In the area of AI, it is a well-established fact that data beats algorithms i.e. large amounts of data with a simple algorithm often yields far superior results as compared to the best algorithm with little data. This is especially true for Deep learning algorithms that are known to be data guzzlers. Getting data labeled at scale is a luxury most practitioners cannot afford. What does one do in such a scenario?
This is where Data augmentation comes into play. Data augmentation is a set of techniques to increase the size of datasets and introduce more variability in the data. This helps to train better and more robust models. Data augmentation is very popular in the area of computer vision. From simple techniques like rotation, translation, adding salt, etc to GANs, we have a whole range of techniques to augment images. It is a well-known fact that augmentation is one of the key anchors when it comes to the success of computer vision models in industrial applications.

Most natural language processing (NLP) projects in the industry still suffer from data scarcity. This is where recent advances in data augmentation for NLP can come very helpful. When it comes to NLP, data augmentation is not that straight forward. You want to augment data while keeping the syntactic and semantic properties of the text. In this talk, we will take a deep dive into the world of various techniques that are available to practitioners to augment data for NLP. The talk is meant for Data Scientists, NLP engineers, ML engineers, and industry leaders working on NLP problems.


Anuj Gupta is a head of the Machine Learning and Data Science teams at Vahan. Prior to this, he was heading ML efforts for Intuit, Huawei Technologies, Freshworks, Chennai, and Airwoot, Delhi.
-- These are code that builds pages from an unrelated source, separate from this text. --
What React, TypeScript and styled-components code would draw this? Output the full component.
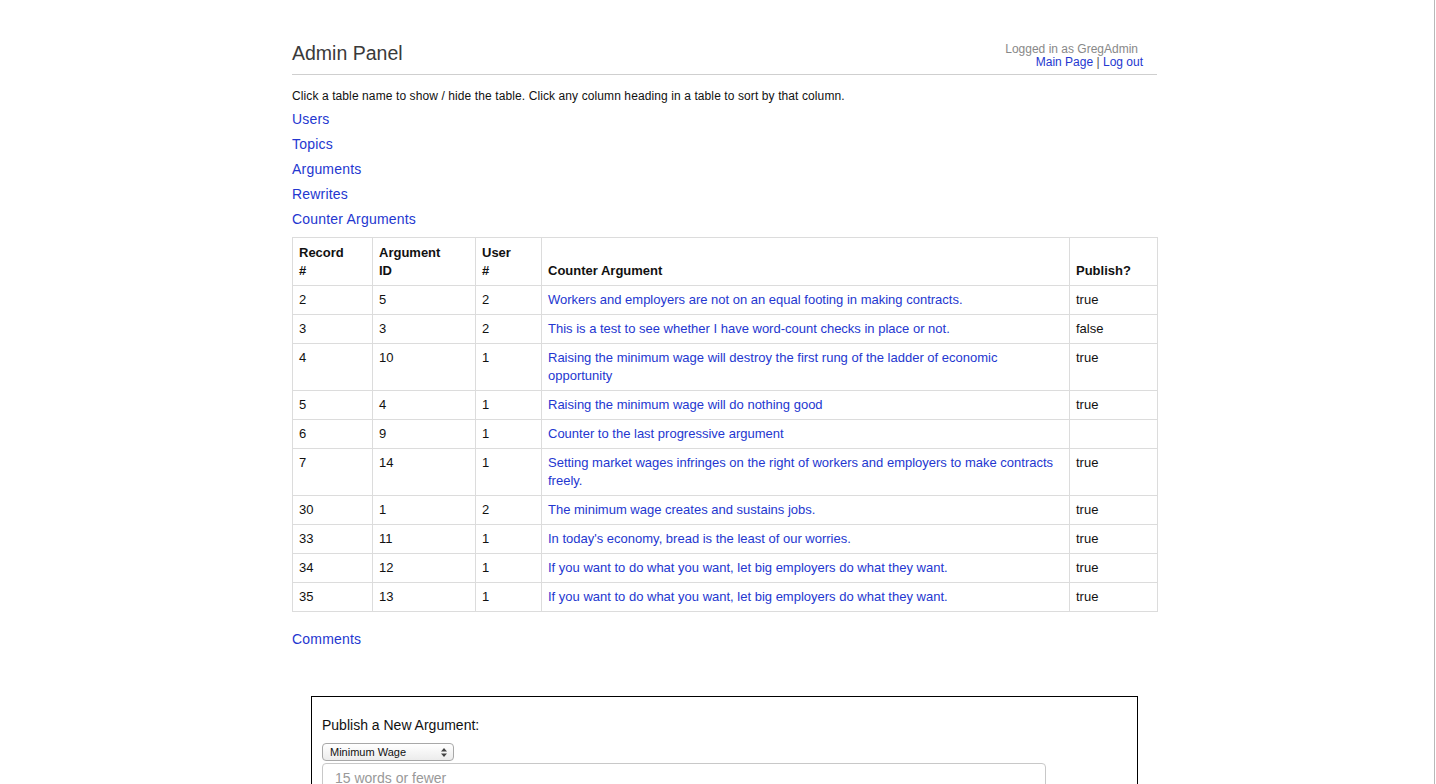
import styled, { createGlobalStyle } from "styled-components";

const GlobalStyle = createGlobalStyle`
  html, body {
    margin: 0;
    padding: 0;
    background: #fff;
  }
  body {
    font-family: "Liberation Sans", Arial, Helvetica, sans-serif;
    color: #111;
  }
`;

interface Row {
  record: number;
  argId: number;
  user: number;
  text: string;
  publish: string;
}

const rows: Row[] = [
  { record: 2, argId: 5, user: 2, text: "Workers and employers are not on an equal footing in making contracts.", publish: "true" },
  { record: 3, argId: 3, user: 2, text: "This is a test to see whether I have word-count checks in place or not.", publish: "false" },
  { record: 4, argId: 10, user: 1, text: "Raising the minimum wage will destroy the first rung of the ladder of economic opportunity", publish: "true" },
  { record: 5, argId: 4, user: 1, text: "Raising the minimum wage will do nothing good", publish: "true" },
  { record: 6, argId: 9, user: 1, text: "Counter to the last progressive argument", publish: "" },
  { record: 7, argId: 14, user: 1, text: "Setting market wages infringes on the right of workers and employers to make contracts freely.", publish: "true" },
  { record: 30, argId: 1, user: 2, text: "The minimum wage creates and sustains jobs.", publish: "true" },
  { record: 33, argId: 11, user: 1, text: "In today's economy, bread is the least of our worries.", publish: "true" },
  { record: 34, argId: 12, user: 1, text: "If you want to do what you want, let big employers do what they want.", publish: "true" },
  { record: 35, argId: 13, user: 1, text: "If you want to do what you want, let big employers do what they want.", publish: "true" },
];

const tables = ["Users", "Topics", "Arguments", "Rewrites", "Counter Arguments"];

// page frame with the thin window edge on the right
const Frame = styled.div`
  box-sizing: border-box;
  width: 1436px;
  height: 784px;
  overflow: hidden;
  position: relative;
  &::after {
    content: "";
    position: absolute;
    top: 0;
    bottom: 0;
    right: 1px;
    width: 1px;
    background: #b8b8b8;
  }
`;

const Page = styled.div`
  width: 865px;
  margin-left: 292px;
  padding-top: 40px;
`;

const Header = styled.div`
  display: flex;
  justify-content: space-between;
  align-items: flex-start;
  border-bottom: 1px solid #cfcfcf;
  padding-bottom: 5px;
`;

const Title = styled.h1`
  margin: 0;
  font-size: 19.5px;
  font-weight: normal;
  color: #3a3a3a;
  line-height: 26px;
`;

const UserBox = styled.div`
  text-align: right;
  font-size: 12px;
  line-height: 13px;
  padding-top: 3px;
  padding-right: 14px;
`;

const LoggedIn = styled.div`
  color: #888;
  padding-right: 5px;
`;

const Link = styled.a`
  color: #2437d0;
  text-decoration: none;
  cursor: pointer;
`;

const Sep = styled.span`
  color: #555;
`;

const Intro = styled.p`
  margin: 13px 0 0;
  font-size: 12px;
  line-height: 16px;
  letter-spacing: 0.1px;
`;

const TableLinks = styled.div`
  display: flex;
  flex-direction: column;
  align-items: flex-start;
  margin-top: 3px;
`;

const TableLink = styled(Link)`
  font-size: 14px;
  line-height: 25px;
  letter-spacing: 0.2px;
`;

const DataTable = styled.table`
  width: 866px;
  table-layout: fixed;
  border-collapse: collapse;
  margin-top: 5px;
  font-size: 12px;
`;

const Th = styled.th<{ $w?: number }>`
  width: ${({ $w }) => ($w ? `${$w}px` : "auto")};
  border: 1px solid #dcdcdc;
  padding: 6px 6px 5px;
  text-align: left;
  vertical-align: bottom;
  font-weight: bold;
  font-size: 13px;
  line-height: 18px;
  color: #111;
`;

const Td = styled.td`
  border: 1px solid #dcdcdc;
  padding: 5px 6px;
  vertical-align: top;
  font-size: 13px;
  line-height: 18px;
  color: #111;
`;

const Comments = styled(TableLink)`
  margin-top: 12px;
`;

const PublishBox = styled.div`
  box-sizing: border-box;
  width: 827px;
  margin: 44px 0 0 19px;
  border: 1px solid #000;
  padding: 19px 10px 0;
  height: 120px;
`;

const PublishLabel = styled.div`
  font-size: 14px;
  line-height: 18px;
  color: #111;
`;

const Select = styled.div`
  box-sizing: border-box;
  margin-top: 9px;
  width: 132px;
  height: 18px;
  border: 1px solid #a8a8a8;
  border-radius: 4px;
  background: linear-gradient(#ffffff, #ececec);
  display: flex;
  align-items: center;
  justify-content: space-between;
  padding: 0 6px 0 7px;
  font-size: 11px;
  color: #111;
`;

const TextArea = styled.div`
  box-sizing: border-box;
  margin-top: 2px;
  width: 724px;
  height: 40px;
  border: 1px solid #c8c8c8;
  border-radius: 4px;
  padding: 6px 12px;
  font-size: 14px;
  color: #999;
`;

const SelectArrows = () => (
  <svg width="6" height="9" viewBox="0 0 6 9">
    <path d="M3 0 L6 3.5 H0 Z M3 9 L0 5.5 H6 Z" fill="#444" />
  </svg>
);

export default function App() {
  return (
    <Frame>
      <GlobalStyle />
      <Page>
        <Header>
          <Title>Admin Panel</Title>
          <UserBox>
            <LoggedIn>Logged in as GregAdmin</LoggedIn>
            <div>
              <Link>Main Page</Link> <Sep>|</Sep> <Link>Log out</Link>
            </div>
          </UserBox>
        </Header>
        <Intro>
          Click a table name to show / hide the table. Click any column heading in a table to sort by that column.
        </Intro>
        <TableLinks>
          {tables.map((t) => (
            <TableLink key={t}>{t}</TableLink>
          ))}
        </TableLinks>
        <DataTable>
          <thead>
            <tr>
              <Th $w={67}>Record<br />#</Th>
              <Th $w={90}>Argument<br />ID</Th>
              <Th $w={53}>User<br />#</Th>
              <Th>Counter Argument</Th>
              <Th $w={75}>Publish?</Th>
            </tr>
          </thead>
          <tbody>
            {rows.map((r) => (
              <tr key={r.record}>
                <Td>{r.record}</Td>
                <Td>{r.argId}</Td>
                <Td>{r.user}</Td>
                <Td>
                  <Link>{r.text}</Link>
                </Td>
                <Td>{r.publish}</Td>
              </tr>
            ))}
          </tbody>
        </DataTable>
        <TableLinks>
          <Comments>Comments</Comments>
        </TableLinks>
        <PublishBox>
          <PublishLabel>Publish a New Argument:</PublishLabel>
          <Select>
            <span>Minimum Wage</span>
            <SelectArrows />
          </Select>
          <TextArea>15 words or fewer</TextArea>
        </PublishBox>
      </Page>
    </Frame>
  );
}
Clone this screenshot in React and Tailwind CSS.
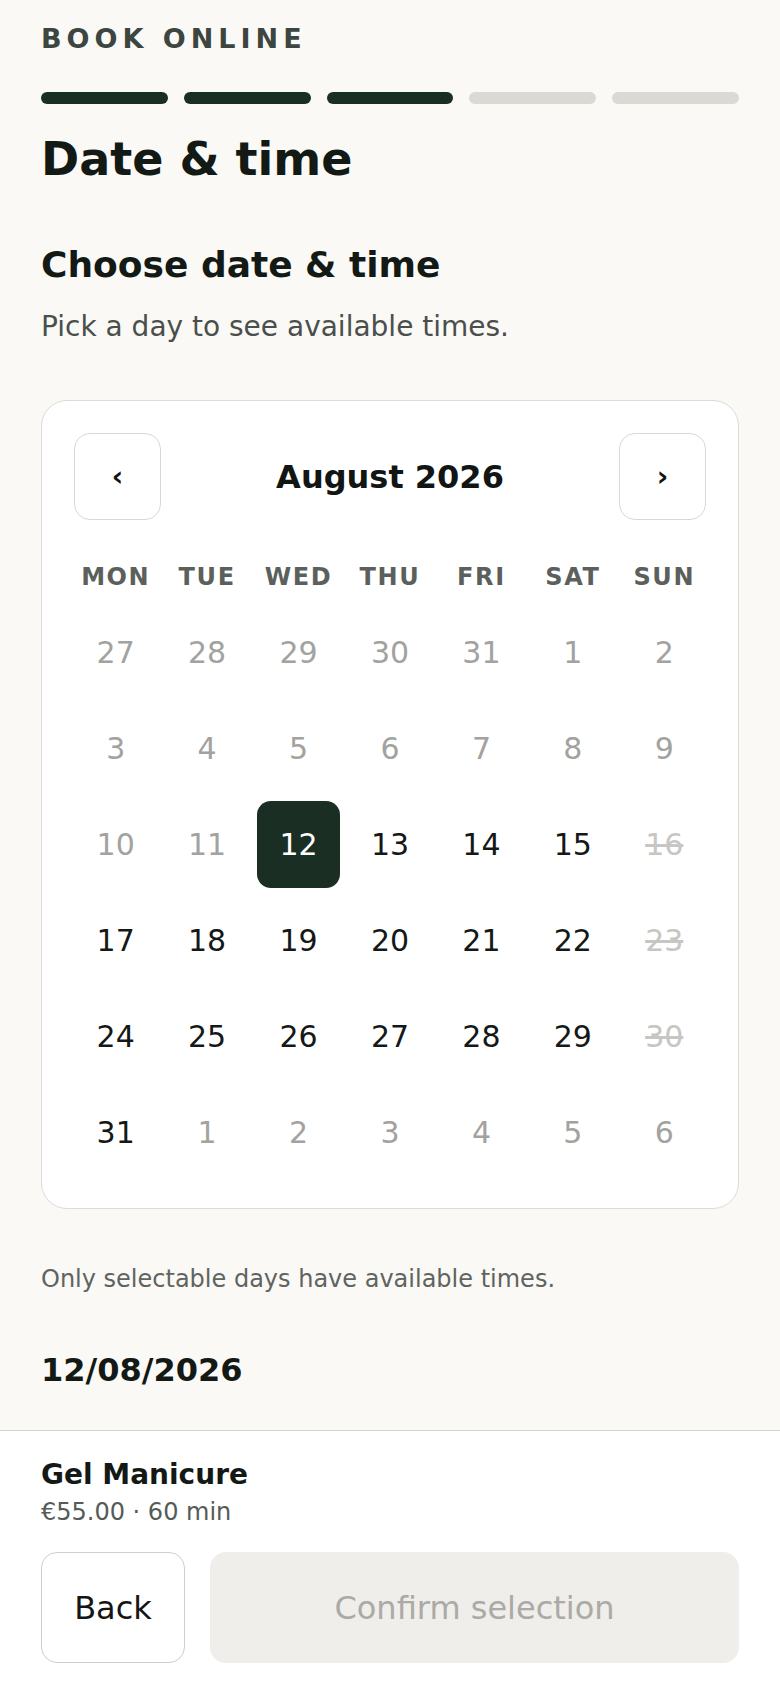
import React from "react";

const WEEKDAYS = ["MON", "TUE", "WED", "THU", "FRI", "SAT", "SUN"];

// August 2026 starts on a Saturday, so the grid opens on Monday 27 July
function buildDays() {
  const days = [];
  const start = new Date(2026, 6, 27);
  for (let i = 0; i < 42; i++) {
    const date = new Date(start);
    date.setDate(start.getDate() + i);
    const inMonth = date.getMonth() === 7;
    const day = date.getDate();
    let kind = "muted";
    if (inMonth && day >= 12) kind = date.getDay() === 0 ? "closed" : "open";
    if (inMonth && day === 12) kind = "selected";
    days.push({ key: i, day, kind });
  }
  return days;
}

const getDayClasses = (kind) => {
  switch (kind) {
    case "selected":
      return "bg-[#1b2e24] text-white";
    case "open":
      return "text-[#141816]";
    case "closed":
      return "text-[#c6c6c3] line-through";
    case "muted":
    default:
      return "text-[#a2a29f]";
  }
};

export default function App() {
  const days = buildDays();
  const steps = [true, true, true, false, false];

  return (
    <div className="w-full min-h-screen flex flex-col bg-[#faf9f6] font-['DejaVu_Sans',sans-serif]">
      <div className="px-[41px] pt-[23px] pb-[40px]">
        <p className="text-[27px] leading-[32px] font-bold tracking-[5px] text-[#3d4540]">BOOK ONLINE</p>

        <div className="mt-[37px] flex gap-4">
          {steps.map((done, index) => (
            <div
              key={index}
              className={`h-[12px] flex-1 rounded-full ${done ? "bg-[#1b2e24]" : "bg-[#dbd9d4]"}`}
            />
          ))}
        </div>

        <h1 className="mt-[28px] text-[46px] leading-[54px] font-bold text-[#131915]">Date &amp; time</h1>

        <h2 className="mt-[58px] text-[36px] leading-[42px] font-bold text-[#131915]">Choose date &amp; time</h2>
        <p className="mt-[24px] text-[28px] leading-[34px] text-[#4a4f4b]">Pick a day to see available times.</p>

        <div className="mt-[56px] rounded-[26px] border border-[#dddbd6] bg-white p-8">
          <div className="flex items-center justify-between">
            <button className="w-[87px] h-[87px] rounded-[16px] border border-[#d9d8d4] bg-white flex items-center justify-center text-[28px] font-bold text-[#111]">
              ‹
            </button>
            <span className="text-[32px] leading-[38px] font-bold text-[#111513]">August 2026</span>
            <button className="w-[87px] h-[87px] rounded-[16px] border border-[#d9d8d4] bg-white flex items-center justify-center text-[28px] font-bold text-[#111]">
              ›
            </button>
          </div>

          <div className="mt-[43px] grid grid-cols-7 gap-x-2">
            {WEEKDAYS.map((name) => (
              <div key={name} className="text-center text-[24px] leading-[28px] font-bold tracking-[1.6px] text-[#5b605c]">
                {name}
              </div>
            ))}
          </div>

          <div className="mt-[18px] grid grid-cols-7 gap-x-2 gap-y-[9px]">
            {days.map((item) => (
              <div
                key={item.key}
                className={`h-[87px] rounded-[14px] flex items-center justify-center text-[30px] ${getDayClasses(item.kind)}`}
              >
                {item.day}
              </div>
            ))}
          </div>
        </div>

        <p className="mt-[56px] text-[24px] leading-[28px] text-[#5f6460]">Only selectable days have available times.</p>

        <p className="mt-[58px] text-[32px] leading-[38px] font-bold text-[#131915]">12/08/2026</p>
      </div>

      <div className="mt-auto border-t border-[#d6d4cf] bg-white px-[41px] pt-[27px] pb-[25px]">
        <p className="text-[28px] leading-[34px] font-bold text-[#131915]">Gel Manicure</p>
        <p className="mt-[6px] text-[24px] leading-[28px] text-[#555b57]">€55.00 · 60 min</p>

        <div className="mt-[26px] flex gap-[25px]">
          <button className="w-[144px] h-[111px] rounded-[16px] border border-[#cfceca] bg-white text-[32px] text-[#151515]">
            Back
          </button>
          <button className="flex-1 h-[111px] rounded-[16px] bg-[#efeeea] text-[32px] text-[#abaaa6]">
            Confirm selection
          </button>
        </div>
      </div>
    </div>
  );
}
He did his masters in theoretical computer science from IIIT Hyderabad and he dropped out of his Ph.D. from IIT Delhi to work with startups. 
He is a regular speaker at ML conferences like Pydata, Nvidia forums, Fifth Elephant, Anthill. He has also conducted a bunch of workshops attended by machine learning practitioners. He is also the co-organizer for one of the early Deep Learning meetups in Bangalore.  He is also Editor of " Anthill-2018" - deep learning-focused conference by HasGeek.